Um relatório japonês sobre as bombas caracterizou Nagasaki "como
um cemitério sem uma única lápide de pé". Cpl. Lynn P. Walker, Jr.
Às 11h02 min do dia 9 de agosto de 1945, explodiu sobre Nagasáqui a segunda bomba atômica lançada sobre o Japão na Segunda Guerra Mundial (a primeira fora lançada antes sobre Hiroshima). Paulo Nagai, médico japonês que estava em Nagasáqui na hora da explosão, ficou ferido, mas ainda assim prestou os primeiros socorros aos sobreviventes. O relato a seguir é de sua autoria:
"Todos me chamavam ao mesmo tempo: eram doentes do hospital que tinham sobrevivido, ou melhor, não tinham ainda morrido... Como a explosão se dera na hora de maior movimento, na hora que funcionava o ambulatório para doentes externos, os corredores, as salas de espera, os laboratórios, eram um amontoado de corpos, corpos nus de feridas expostas, corpos nus com a pele em tiras, corpos nus que pareciam de argila pela cinza que aderira a eles. Espetáculo tão tremendo, que não se podia imaginar que se tratasse de seres humanos, nem que semelhante quadro pudesse jamais existir... Dessa alucinante massa de carne, arrastavam-se lentamente aqueles em que existia ainda um sopro de vida; cercavam-me, agarravam-me as pernas: 'Salve-me, doutor' - gemiam eles. Alguns, impossibilitados de falar, exibiam apenas as suas chagas.
[...] Vinte minutos tinham se passado depois da explosão. Toda a região de Urakami ardia em grandes labaredas. O próprio centro do hospital já pegara fogo. Somente a ala direita, ao longo da colina, permanecia intacta. Mas não tínhamos mais material ou ajudantes; era deixar se propagar o incêndio e contemplar o espetáculo medonho: corpos nus cambaleando, tropeçando, continuavam a escalar a colina para fugir da fornalha. Duas crianças passaram, arrastando o pai morto. Uma mulher jovem corria, apertando contra o peito o filho decapitado. Um casal de velhos, mãos dadas, subiam juntos, lentamente. Outra mulher, com as vestes repentinamente ateadas, rolou pela colina abaixo como uma bola de fogo. Um homem enlouquecera e dançava em cima de um telhado, envolto em chamas. Alguns fugitivos voltavam-se a cada passo, enquanto outros caminhavam firme para a frente, apavorados demais para voltar. [...] Por detrás desta gente, as labaredas avolumadas aproximavam-se cada vez mais.
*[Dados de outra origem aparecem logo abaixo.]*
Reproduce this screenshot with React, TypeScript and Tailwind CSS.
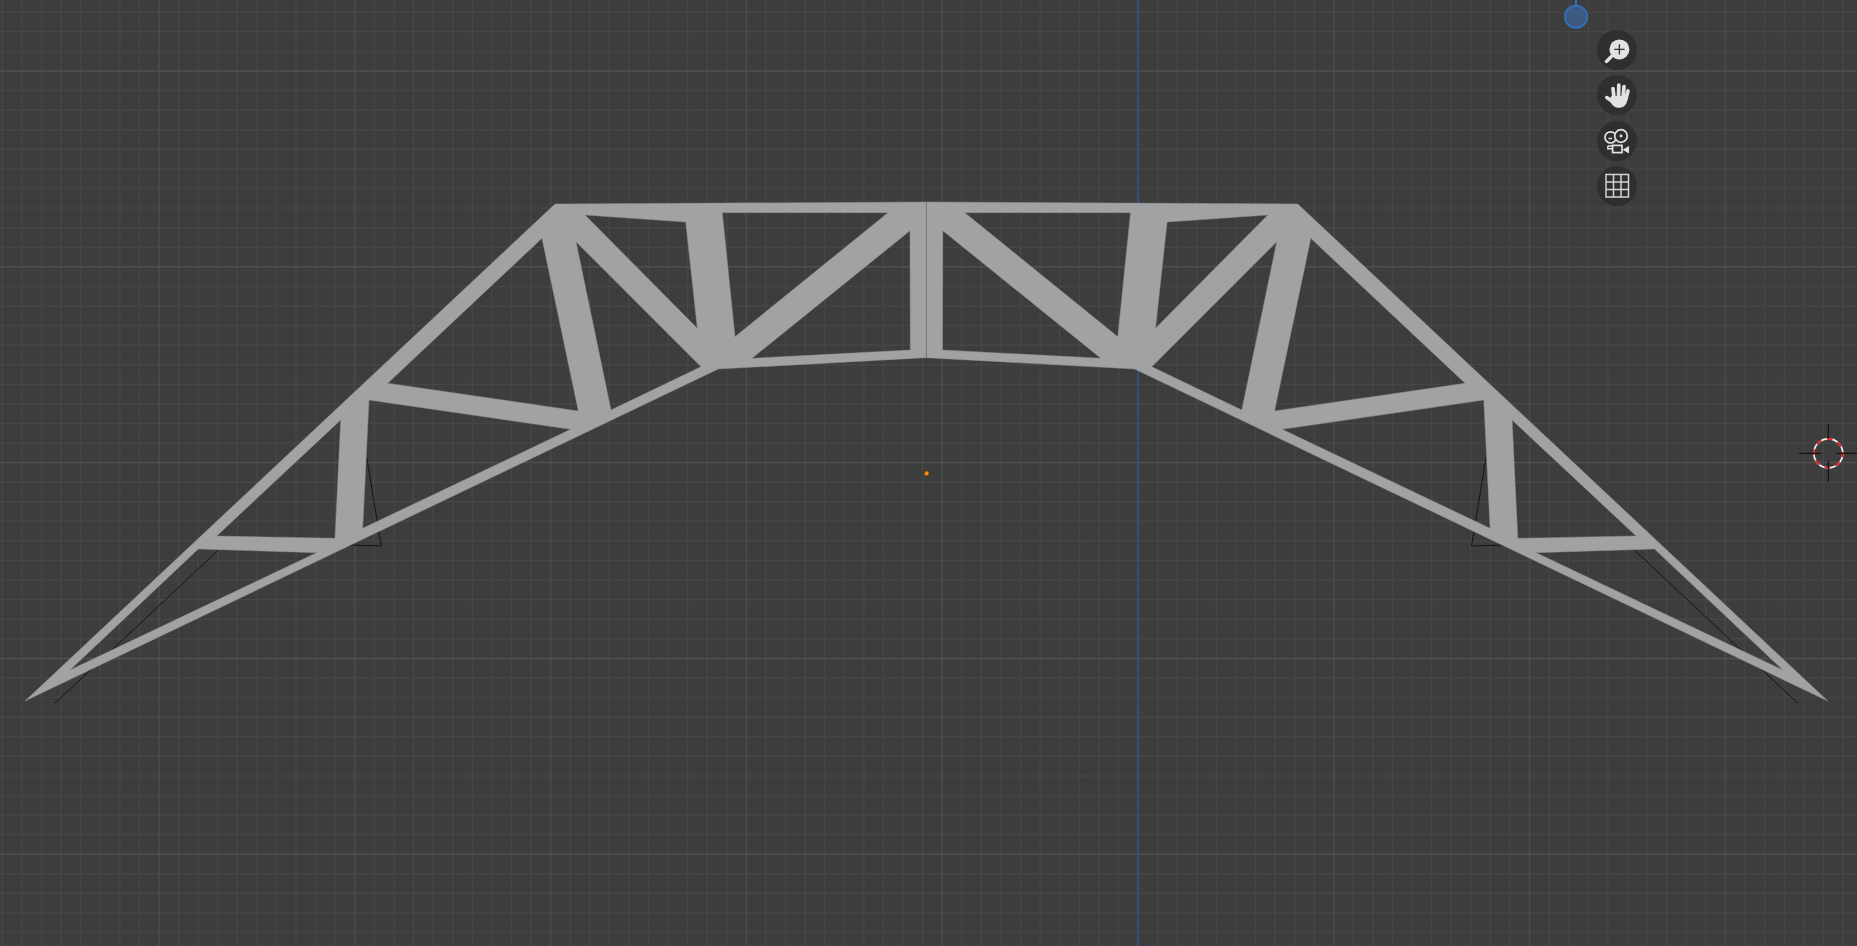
import React from 'react';

const CX = 926.4;
const range = (n: number) => Array.from({ length: n }, (_, i) => i);
const gridX = range(96).map((i) => ({ pos: 1138 - 58 * 19.58 + i * 19.58, major: (i - 58) % 10 === 0 }));
const gridY = range(50).map((i) => ({ pos: 71 - 3 * 19.58 + i * 19.58, major: (i - 3) % 10 === 0 }));

type Pt = [number, number];

// left half of the truss, the right half is its mirror
const outerLeft: Pt[] = [
  [926.4, 202],
  [555, 204],
  [25, 701],
  [718.3, 369],
  [926.4, 357.7],
];

const holesLeft: Pt[][] = [
  [[70, 670], [198.3, 549], [316.7, 552.7]],
  [[216.7, 536], [335, 538.3], [340.7, 420]],
  [[369, 400], [570.7, 429.3], [362.7, 528.3]],
  [[387.7, 383.3], [578.3, 411], [542, 238.3]],
  [[576, 241.7], [701, 366.7], [611, 410]],
  [[585, 215], [685.7, 222], [697.3, 328.3]],
  [[722.3, 212.7], [888, 212.7], [735, 336.7]],
  [[910, 230.7], [910.3, 350], [752, 358.3]],
];

const mirror = (pts: Pt[]): Pt[] => pts.map(([x, y]) => [2 * CX - x, y]);
const toPath = (pts: Pt[]) => 'M' + pts.map(([x, y]) => `${x} ${y}`).join('L') + 'Z';

const trussPath = [
  toPath([...outerLeft, ...mirror(outerLeft).reverse().slice(1, -1)]),
  ...holesLeft.map(toPath),
  ...holesLeft.map((h) => toPath(mirror(h))),
].join(' ');

const wires: Pt[][] = [
  [[55, 703.3], [217.7, 550.7]],
  [[366.7, 457.3], [381.3, 546], [349.3, 545]],
];

const ZoomIcon = () => (
  <svg width="40" height="40" viewBox="0 0 40 40">
    <circle cx="22.4" cy="19.4" r="10" fill="#e2e2e2" />
    <path d="M22.4 14.2v10.4M17.2 19.4h10.4" stroke="#2f2f2f" strokeWidth="1.3" />
    <path d="M14.4 26.6L9.4 31.4" stroke="#e2e2e2" strokeWidth="3.4" strokeLinecap="round" />
  </svg>
);

const HandIcon = () => (
  <svg width="40" height="40" viewBox="0 0 40 40" fill="none" stroke="#e2e2e2" strokeLinecap="round">
    <path d="M17 23L16 13.6M21.5 23L21.8 10M26 23L27 11.6M28.8 24.5L31 16" strokeWidth="3.7" />
    <path d="M9.8 22.6L15.5 26.5" strokeWidth="3.6" />
    <path
      d="M14.5 21H31L29.6 28C27.6 31.8 25 32.8 21.5 32.8C18 32.8 16 31 14 28L12 25Z"
      fill="#e2e2e2"
      stroke="none"
    />
  </svg>
);

const CameraIcon = () => (
  <svg width="40" height="40" viewBox="0 0 40 40" fill="none" stroke="#e2e2e2" strokeWidth="1.7">
    <circle cx="13.6" cy="16.4" r="5.6" />
    <circle cx="24" cy="15" r="6.3" fill="#2f2f2f" />
    <path d="M11.5 17.5H15" strokeWidth="1.5" />
    <circle cx="24" cy="15" r="1.4" fill="#e2e2e2" stroke="none" />
    <rect x="15.6" y="24.4" width="9.4" height="7.2" />
    <path d="M10.8 25H15.6M10.8 25V27.8H15.6" strokeWidth="1.4" />
    <path d="M31.4 26V31.4L26.8 28.7Z" fill="#e2e2e2" strokeWidth="1.2" />
  </svg>
);

const GridIcon = () => (
  <svg width="40" height="40" viewBox="0 0 40 40" fill="none" stroke="#d4d4d4" strokeWidth="1.5">
    <rect x="9" y="8.5" width="22.5" height="22.5" />
    <path d="M16.5 8.5V31M24 8.5V31M9 16H31.5M9 23.5H31.5" />
  </svg>
);

const buttons = [ZoomIcon, HandIcon, CameraIcon, GridIcon];

export default function App() {
  return (
    <div className="relative w-full h-screen overflow-hidden bg-[#3d3d3d]">
      <svg className="block w-full h-full" viewBox="0 0 1857 946">
        {gridX.filter((l) => !l.major).map((l) => (
          <line key={l.pos} x1={l.pos} x2={l.pos} y1="0" y2="946" stroke="#464646" strokeWidth="1.5" />
        ))}
        {gridY.filter((l) => !l.major).map((l) => (
          <line key={l.pos} y1={l.pos} y2={l.pos} x1="0" x2="1857" stroke="#464646" strokeWidth="1.5" />
        ))}
        {gridX.filter((l) => l.major).map((l) => (
          <line key={l.pos} x1={l.pos} x2={l.pos} y1="0" y2="946" stroke="#4c4c4c" strokeWidth="1.5" />
        ))}
        {gridY.filter((l) => l.major).map((l) => (
          <line key={l.pos} y1={l.pos} y2={l.pos} x1="0" x2="1857" stroke="#505050" strokeWidth="1.5" />
        ))}
        <line x1="1138" x2="1138" y1="0" y2="946" stroke="#2e5688" strokeWidth="1.6" />

        {wires.map((w, i) => (
          <g key={i} fill="none" stroke="#101010" strokeWidth="0.9">
            <polyline points={w.map((p) => p.join(',')).join(' ')} />
            <polyline points={mirror(w).map((p) => p.join(',')).join(' ')} />
          </g>
        ))}

        <path d={trussPath} fill="#a0a2a4" fillRule="evenodd" stroke="#8f9193" strokeWidth="0.5" />
        <line x1={CX} x2={CX} y1="202" y2="357.7" stroke="#74767a" strokeWidth="1" />

        <circle cx="926.6" cy="473.4" r="2.6" fill="#f28c12" stroke="#2a2a2a" strokeWidth="0.8" />

        {/* 3d cursor */}
        <g fill="none">
          <circle cx="1828.3" cy="453.3" r="14.5" stroke="#f2f2f2" strokeWidth="1.7" />
          <circle
            cx="1828.3"
            cy="453.3"
            r="14.5"
            stroke="#e8141c"
            strokeWidth="1.7"
            strokeDasharray="5.7 5.7"
            strokeDashoffset="2"
          />
          <path d="M1828.3 424V438M1828.3 461V482M1799 453.3H1821M1836 453.3H1857" stroke="#0c0c0c" strokeWidth="1" />
        </g>

        {/* navigation gizmo */}
        <line x1="1576" x2="1576" y1="0" y2="5" stroke="#2c74c4" strokeWidth="2" />
        <circle cx="1576" cy="16.7" r="11.2" fill="#3f5a80" stroke="#2c74c4" strokeWidth="1.6" />
      </svg>

      <div className="absolute left-[1597px] top-[30px] flex flex-col gap-[5.3px]">
        {buttons.map((Icon, i) => (
          <div key={i} className="w-10 h-10 rounded-full bg-[#2f2f2f]">
            <Icon />
          </div>
        ))}
      </div>
    </div>
  );
}
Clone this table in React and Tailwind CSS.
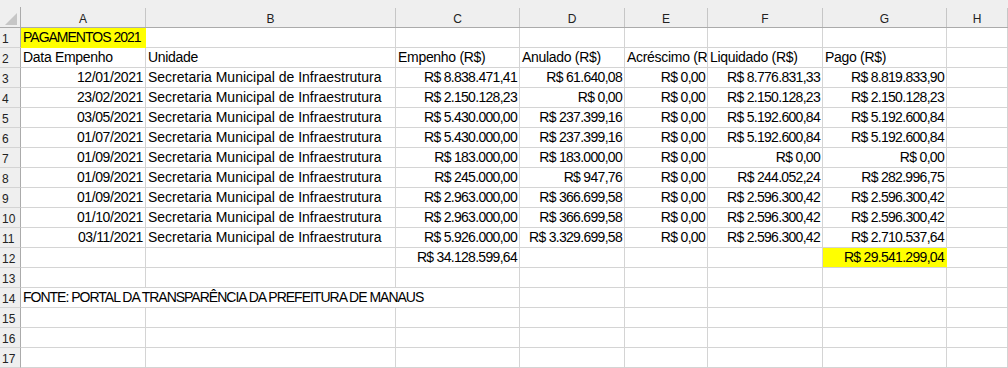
import React from "react";

const cols = ["A", "B", "C", "D", "E", "F", "G", "H"];

const unidade = "Secretaria Municipal de Infraestrutura";

const lancamentos = [
  ["12/01/2021", "R$ 8.838.471,41", "R$ 61.640,08", "R$ 0,00", "R$ 8.776.831,33", "R$ 8.819.833,90"],
  ["23/02/2021", "R$ 2.150.128,23", "R$ 0,00", "R$ 0,00", "R$ 2.150.128,23", "R$ 2.150.128,23"],
  ["03/05/2021", "R$ 5.430.000,00", "R$ 237.399,16", "R$ 0,00", "R$ 5.192.600,84", "R$ 5.192.600,84"],
  ["01/07/2021", "R$ 5.430.000,00", "R$ 237.399,16", "R$ 0,00", "R$ 5.192.600,84", "R$ 5.192.600,84"],
  ["01/09/2021", "R$ 183.000,00", "R$ 183.000,00", "R$ 0,00", "R$ 0,00", "R$ 0,00"],
  ["01/09/2021", "R$ 245.000,00", "R$ 947,76", "R$ 0,00", "R$ 244.052,24", "R$ 282.996,75"],
  ["01/09/2021", "R$ 2.963.000,00", "R$ 366.699,58", "R$ 0,00", "R$ 2.596.300,42", "R$ 2.596.300,42"],
  ["01/10/2021", "R$ 2.963.000,00", "R$ 366.699,58", "R$ 0,00", "R$ 2.596.300,42", "R$ 2.596.300,42"],
  ["03/11/2021", "R$ 5.926.000,00", "R$ 3.329.699,58", "R$ 0,00", "R$ 2.596.300,42", "R$ 2.710.537,64"],
];

function Cell({ children, right, num, date, className = "" }) {
  return (
    <div
      className={
        "h-[20px] border-r border-b border-[#d4d4d4] flex items-center whitespace-nowrap overflow-hidden text-[14px] leading-[19px] text-black " +
        (right ? "justify-end pr-[2px] " : "pl-[2px] ") +
        (num ? "tracking-[-0.7px] " : "") +
        (date ? "tracking-[-0.4px] " : "") +
        className
      }
    >
      {children}
    </div>
  );
}

function RowNum({ n }) {
  return (
    <div className="h-[20px] bg-[#efefef] border-r border-r-[#ababab] border-b border-b-[#d4d4d4] flex items-end pl-[2px] text-[12px] leading-[16px] text-[#222]">
      {n}
    </div>
  );
}

export default function App() {
  const rows = [];

  // linha 1
  rows.push(
    <React.Fragment key="r1">
      <RowNum n={1} />
      <Cell className="bg-[#ffff00] border-[#ffff00] tracking-[-1px]">PAGAMENTOS 2021</Cell>
      {cols.slice(1).map((c) => (
        <Cell key={c} />
      ))}
    </React.Fragment>
  );

  // linha 2
  const heads = ["Data Empenho", "Unidade", "Empenho (R$)", "Anulado (R$)", "Acréscimo (R$)", "Liquidado (R$)", "Pago (R$)", ""];
  rows.push(
    <React.Fragment key="r2">
      <RowNum n={2} />
      {heads.map((h, i) => (
        <Cell key={i} className="tracking-[-0.3px]">{h}</Cell>
      ))}
    </React.Fragment>
  );

  lancamentos.forEach((l, i) => {
    rows.push(
      <React.Fragment key={"l" + i}>
        <RowNum n={i + 3} />
        <Cell right date>{l[0]}</Cell>
        <Cell>{unidade}</Cell>
        <Cell right num>{l[1]}</Cell>
        <Cell right num>{l[2]}</Cell>
        <Cell right num>{l[3]}</Cell>
        <Cell right num>{l[4]}</Cell>
        <Cell right num>{l[5]}</Cell>
        <Cell />
      </React.Fragment>
    );
  });

  // linha 12 - totais
  rows.push(
    <React.Fragment key="r12">
      <RowNum n={12} />
      <Cell />
      <Cell />
      <Cell right num>R$ 34.128.599,64</Cell>
      <Cell />
      <Cell />
      <Cell />
      <Cell right num className="bg-[#ffff00] border-r-[#ffff00] text-[#ff0000]">
        R$ 29.541.299,04
      </Cell>
      <Cell />
    </React.Fragment>
  );

  rows.push(
    <React.Fragment key="r13">
      <RowNum n={13} />
      {cols.map((c) => (
        <Cell key={c} />
      ))}
    </React.Fragment>
  );

  rows.push(
    <React.Fragment key="r14">
      <RowNum n={14} />
      <Cell className="col-span-3 tracking-[-1px]">FONTE: PORTAL DA TRANSPARÊNCIA DA PREFEITURA DE MANAUS</Cell>
      {cols.slice(3).map((c) => (
        <Cell key={c} />
      ))}
    </React.Fragment>
  );

  [15, 16, 17].forEach((n) => {
    rows.push(
      <React.Fragment key={"e" + n}>
        <RowNum n={n} />
        {cols.map((c) => (
          <Cell key={c} />
        ))}
      </React.Fragment>
    );
  });

  return (
    <div className="w-[1008px] h-[368px] overflow-hidden bg-white font-['Liberation_Sans',Arial,sans-serif]">
      <div className="grid grid-cols-[21px_125px_250px_124px_105px_83px_115px_124px_1fr]">
        {/* cabeçalho das colunas */}
        <div className="h-[28px] bg-[#efefef] border-b border-[#ababab] flex items-end">
          <div className="h-[20px] w-full border-r border-[#ababab] flex items-end justify-end">
            <svg width="14" height="14" viewBox="0 0 14 14" className="mr-[2px] mb-[1px]">
              <polygon points="13,1 13,13 1,13" fill="#c6c6c6" />
            </svg>
          </div>
        </div>
        {cols.map((c) => (
          <div key={c} className="h-[28px] bg-[#efefef] border-b border-[#ababab] flex flex-col justify-end">
            <div className="h-[19px] border-r border-[#c6c6c6] flex items-end justify-center text-[12px] leading-[16px] text-[#222]">
              {c}
            </div>
          </div>
        ))}
        {rows}
      </div>
    </div>
  );
}
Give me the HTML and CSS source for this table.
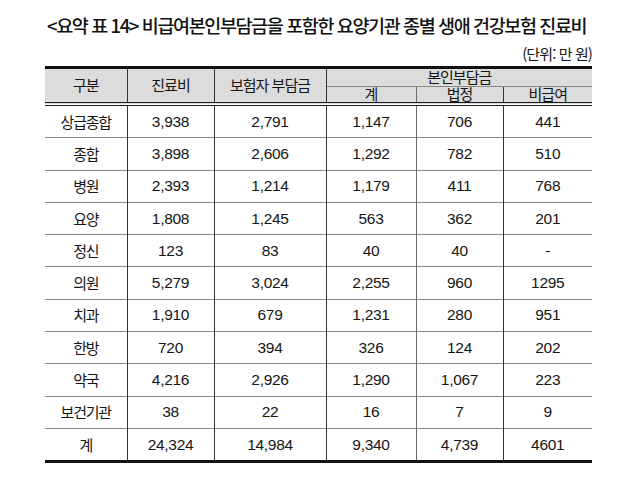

Felizes ainda eram esses 10% que escaparam do inferno; os outros, presos e soterrados sob escombros, morriam queimados vivos.
[...] A pressão imediata foi tamanha que, no raio de um quilômetro, todo ser humano que se encontrava do lado de fora, ou num local aberto, morreu instantaneamente ou dentro de poucos minutos. A quinhentos metros da explosão, uma jovem mãe foi encontrada com o ventre aberto, seu futuro bebê entre as pernas. Muitos cadáveres perderam suas entranhas. A setecentos metros, cabeças foram arrancadas e, por vezes, os olhos saltaram das órbitas. Alguns, em consequência de hemorragias internas, estavam brancos como folhas de papel, os crânios fraturados deixavam destilar o sangue pelos ouvidos. O calor chegou a tal violência que, a quinhentos metros, os rostos foram atingidos a ponto de ficarem irreconhecíveis. A um quilômetro, as queimaduras atômicas tinham dilacerado a pele, fazendo-a cair em tiras, dando-lhe um tom marrom avermelhado e deixando à vista a carne sangrenta. A primeira impressão não foi, segundo parece, a de calor, mas a de dor intensa, seguida de frio excessivo. A pele levantada era frágil e saía facilmente. A maioria das vítimas morria com rapidez."
NAGAI, Paulo. Os sinos de Nagasáqui. São Paulo: Flamboyant, 1956. In: DIAS JÚNIOR, José Augusto; ROUBICEK, Rafael. O brilho de mil sóis: história da bomba atômica. São Paulo: Ática, 1994. p. 48-9.